WhiteMill Wonders
Following Saturdays success at shooting small bees on the river meadows near White Mill, I returned on the Sunday. First I chose to go a different way up the river, and was pleased to find a little bee nectaring on a dandelion.
After taking a couple of shots, the bee flew up and onto a nearby grass stem where it sat a short time.
Before flying off again and landing on my background card.
The next subject was a nice Spider sitting in the nettles. I managed to shoot a 3 shot stack ( the images in this stack combined in Photoshop CC).
Then to my delight I found a nice docile bee on top of a flower. I took some single shots at varying magnification of the bee from about 1x to 5x, the two below being my favourites from the sindle images.
As it was so docile, I then decided to take some stacked images ( I do this by gradually moving the lens towards the subject in small increments. These should then overlap enough focual area, to allow them to be merged (Stacked) into one composite image, that has more depth of field (focus) than you would get from a single image ).

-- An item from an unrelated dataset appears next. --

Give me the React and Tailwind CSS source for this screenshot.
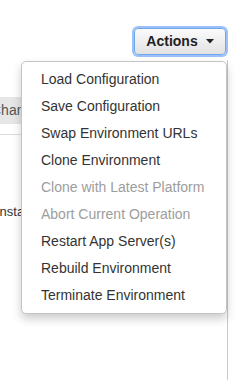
import React from 'react';

const items = [
    { label: 'Load Configuration' },
    { label: 'Save Configuration' },
    { label: 'Swap Environment URLs' },
    { label: 'Clone Environment' },
    { label: 'Clone with Latest Platform', disabled: true },
    { label: 'Abort Current Operation', disabled: true },
    { label: 'Restart App Server(s)' },
    { label: 'Rebuild Environment' },
    { label: 'Terminate Environment' },
];

export default function App() {
    return (
        <div className="relative w-[245px] h-[380px] overflow-hidden bg-white font-['Liberation_Sans',Arial,sans-serif] flex flex-col">
            {/* Header with actions button */}
            <div className="flex-none h-[60px] flex justify-end items-start pt-[28px] pr-[19px]">
                <button className="w-[92px] h-[27px] rounded-[4px] border border-[#6fa6ee] bg-gradient-to-b from-[#fbfbfb] to-[#e2e2e2] shadow-[0_0_0_2px_rgba(122,172,245,0.75)] flex items-center justify-center gap-[8px] text-[14px] font-bold text-[#222]">
                    <span>Actions</span>
                    <svg width="8" height="5" viewBox="0 0 8 5"><path d="M0 0H8L4 4.5Z" fill="#222" /></svg>
                </button>
            </div>

            {/* Panel behind the menu */}
            <div className="flex-1 w-[228px] border-r border-[#c8c8c8] flex flex-col">
                <div className="h-[37px]" />
                <div className="h-[27px] bg-[#e6e6e6] flex items-center justify-between">
                    <span className="-ml-[9px] text-[14px] text-[#555]">Change</span>
                    <div className="w-[2px] h-[25px] bg-[#2d5a9e]" />
                </div>
                <div className="h-[10px]" />
                <div className="h-px bg-[#dcdcdc]" />
                <div className="h-[69px]" />
                <div className="text-[13px] text-[#333] -ml-[4px] leading-[16px]">Instances</div>
            </div>

            {/* Dropdown menu */}
            <div className="absolute left-[21px] top-[61px] w-[206px] bg-white border border-[#c4c4c4] rounded-[5px] py-[4px] shadow-[0_5px_10px_rgba(0,0,0,0.2)]">
                {items.map(item => (
                    <div
                        key={item.label}
                        className={`h-[27px] pl-[19px] text-[14px] leading-[27px] whitespace-nowrap ${item.disabled ? 'text-[#9d9d9d]' : 'text-[#333]'}`}
                    >
                        {item.label}
                    </div>
                ))}
            </div>
        </div>
    );
}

These first two were stacked in Helicon Focus after first aligning them in Photoshop CC.
Whereas these next ones were stacked in Photoshop CC.
The last one is around 4x lifesize.
Moving on back towards where I was the previous day – I found a different type of bee to photograph – this being my favourite of it.
Lastly and by no means least was my first butterfly image of 2015. As I only had my MPE with me it meant shooting it close up (@about 1x magnification).
Here are my two best shots of it.
All images taken on Canon 650D with Canon MT-24ex Twin Flash (foam diffuser with background holder), Canon MPE-65mm. ISO 200 F11.
Map of Location
Car park is here - photos taken from fields along the river, just past the Mill.
Very nice set. The way you achieve hand held stacking is great
Thanks Pete – It is not too difficult if your flash recycles fairly promptly and the subject does not move.